Indigenous students’ enrollment nationally dropped 40 percent between 2010 and 2021, amounting to a loss of tens of thousands of students, according to data from the National Center for Education Statistics. Only 16 percent of Native Americans age 25 to 64 hold a bachelor’s degree, a recent report from the Campaign for College Opportunity showed.
“The barriers to getting into college have been hard enough,” Albert said. Even before the court ruling, Indigenous students already faced stiff challenges to pursuing higher education. Research by Albert’s organization and others shows financial barriers are the No. 1 obstacle to Native American students getting to and through college. A 2022 survey of 5,321 Native students receiving scholarships from Native Forward and other Indigenous scholarship providers found that 65 percent had annual household incomes below $35,000.
“There are Native students who deserve to go to college, who want to go to college, who are primed to go to college,” she said. These students “are people who just need access … and once they get access, they go on to do amazing things.”
Applying to college was already a challenge this year for many Native American students. Because they disproportionately need financial aid to afford higher education, many had to muddle their way through the bungled rollout of the new Free Application for Federal Student Aid. First-year enrollment over all dropped sharply this year, and lagging FAFSA completion rates appear partly to blame.
Meanwhile, state bills targeting diversity, equity and inclusion efforts are stripping some colleges of resources and supports that draw Native students and encourage them to stay enrolled. Some universities have closed campus cultural centers, while others have dissolved DEI offices or amended scholarships to get rid of race-based eligibility requirements (over the protests of some donors).
“A lot of our scholars are first-generation college-going students … a primary thing that they need is support services,” Albert said. So, the loss of cultural centers and other targeted supports “significantly impacts our students’ ability to succeed.”
Crazy Bull also worries about campuses feeling less welcoming to Native students. “Whether or not Native students actually benefit from affirmative action—we don’t really know that they do—we do know that campus climate, campus culture and a welcoming educational environment impacts their participation,” she said.
Derrick Platero, a Navajo Ph.D. student studying soil science and hydrology at Iowa State University, said he was saddened by the Supreme Court decision and also by Iowa’s recent anti-DEI bill as one of the university’s few Native students.
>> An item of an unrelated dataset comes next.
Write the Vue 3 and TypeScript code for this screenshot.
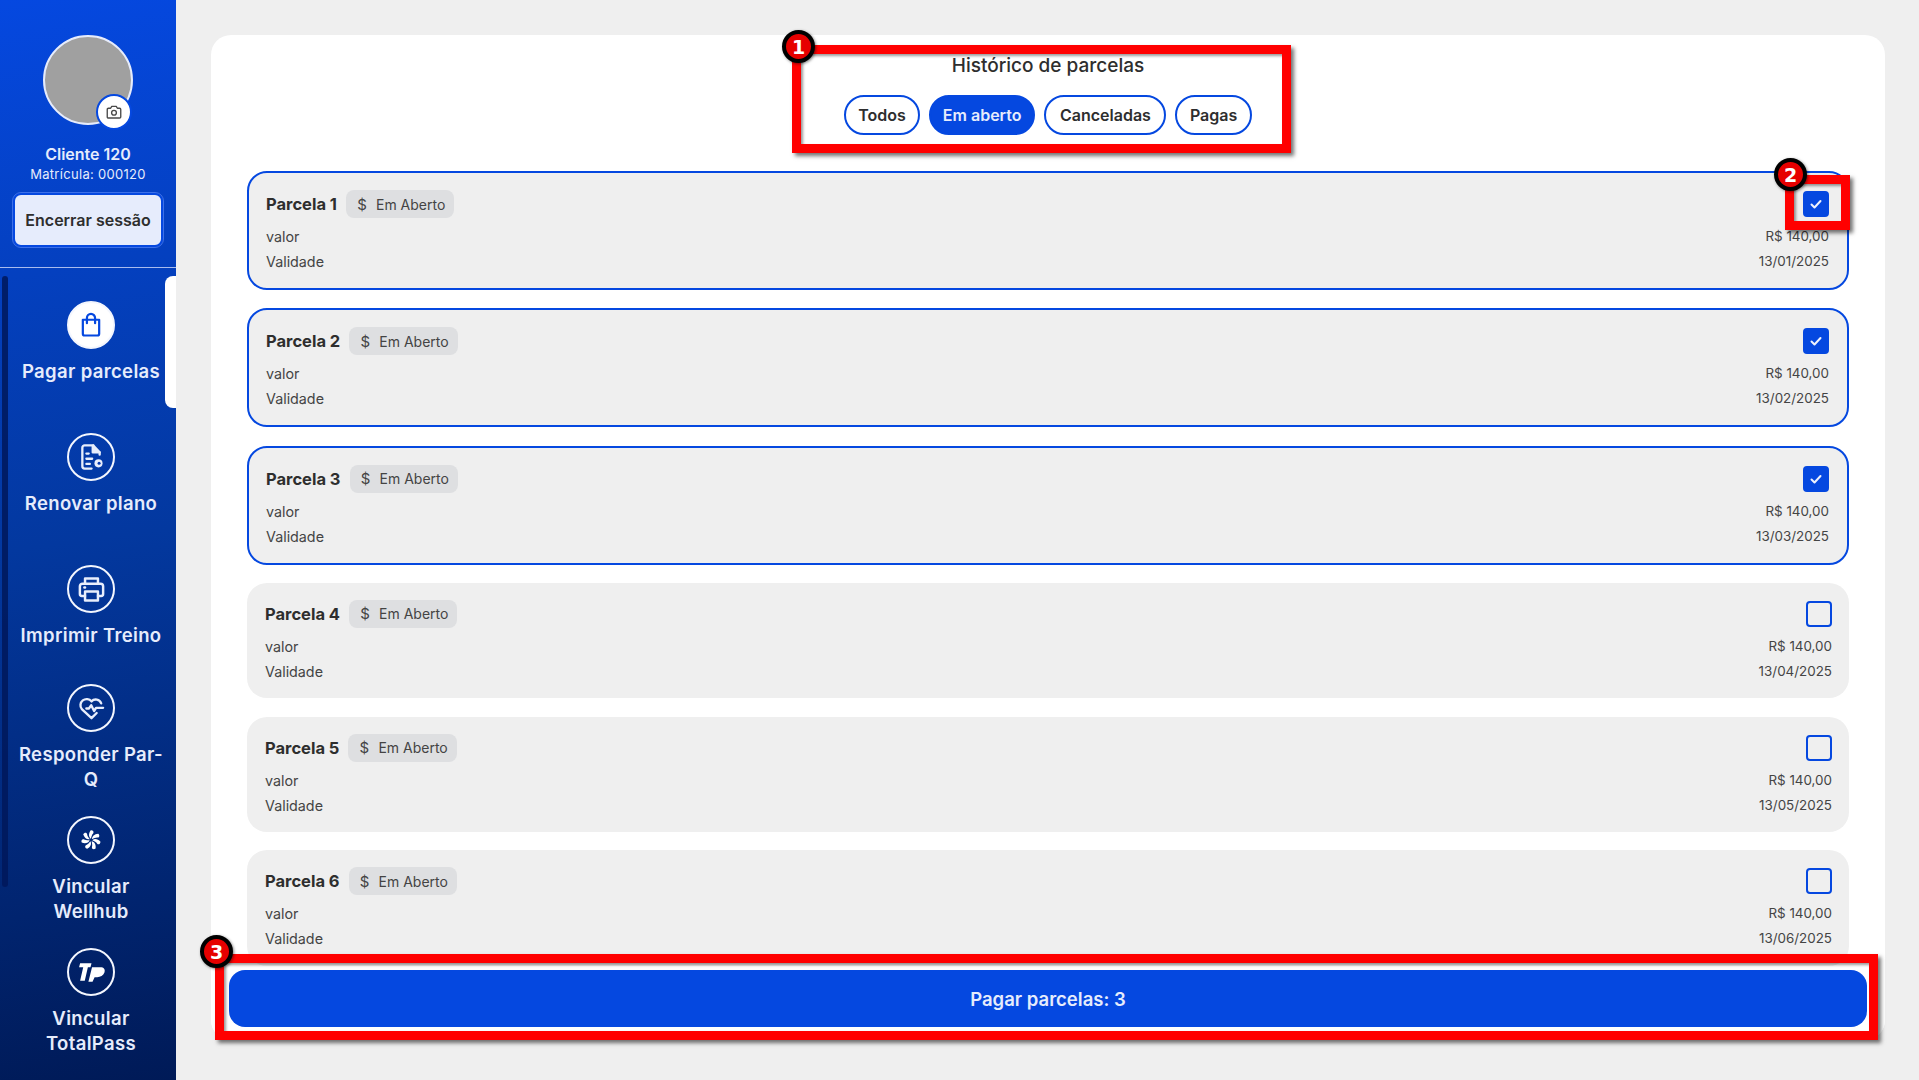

Native Americans only make up 0.1 percent of the graduate and undergraduate students at Iowa State, according to university data.
Platero said Indigenous students like himself with small Native communities on campus already felt isolated. “I worry about the impact this will have on Native students and other underrepresented groups who rely on these safe spaces for support and community,” Platero said. “I feel like safe places are slowly disappearing, and I fear this will make university life more challenging for students of color.”
What Colleges Can Do
The Supreme Court ruling quashed, or at least called into question, tools that colleges and universities have historically used to ensure diversity among their incoming students.
Admissions officials might feel like their hands are tied when it comes to enrolling more Indigenous students, but Albert said that’s not the case. “There are so many things that these universities can be doing to draw in and increase that Native head count,” she said.
She advocates for a build-it-and-they-will-come approach, saying Native American students will continue to be attracted to colleges and universities that are known to offer resources and a sense of community through Native representation among faculty and administrators, robust Indigenous student groups, cultural events, and other supports, including scholarships.
In response to the Supreme Court decision, higher ed institutions have been cutting back on race-based scholarships, but those offered to Native American students aren’t actually race-based, Albert noted—a distinction sometimes lost on higher ed officials trying to comply with the affirmative action ban.
“We have a unique political affiliation—we are sovereign nations within a nation,” so these scholarships are offered to students as “citizens of nations,” not as members of a particular race or ethnicity, she said. “So, we do work with universities to help them understand that historical context.”
Keri Risic, executive director of undergraduate admissions at the University of Minnesota’s Twin Cities campus, said her university immediately brought its admissions practices into alignment with the Supreme Court decision, but its ongoing recruitment strategies for Native American high school students are still allowed and paying off. The university’s percentage of Native American first-year students has increased for the past five years; this year’s class has 116 Indigenous students, compared to 95 last year.
Admissions officials at UMTC maintain relationships with Native American high school counselors, pay visits to high schools and make presentations to students about community engagement opportunities for Native students on campus. The university has a support office for Indigenous students called the Circle of Indigenous Nations. The state also launched the American Indian Scholars Program last year, a free college program that pays for all tuition and fees, before financial aid or any other grants are applied, for members of federally recognized tribes at Minnesota public universities.
The goal of these outreach efforts is to “help Native learners explore the campus community and learn about campus resources and community-building opportunities on campus” as early as ninth or 10th grade, Risic said.
The university’s application also includes a question about how students might benefit from—or contribute to—the university’s diverse community, The Minnesota Star Tribune noted, an approach that other universities have also used to promote diversity without running afoul of the Supreme Court decision. (The application also includes an optional question that gives applicants the opportunity to share their race or ethnicity, not with admissions officials but other university staff in order to be connected to specific resources or community activities.)
Crazy Bull said one of the ways her organization is addressing the ruling is by helping high school students find ways to talk about their Native identities and experiences in their applications.
Under the ruling, students can’t check a box, but they can still “tell their story,” she said. “Their stories are often rooted in economic experiences that … would reveal their tribal experience.”
Platero, the grad student at Iowa State, said he hopes colleges and universities will still be able to find ways to “support students from all backgrounds, fostering environments where everyone feels included.”
“Speaking for me and other people who are Native, it’s hard for us to leave home because we love our parents and our homeland so much,” he said. “But when we get the opportunity to go into higher education, it’s like a big milestone for us … I just feel like students are going to be missing out on that opportunity for education, and it’s just really sad to see.”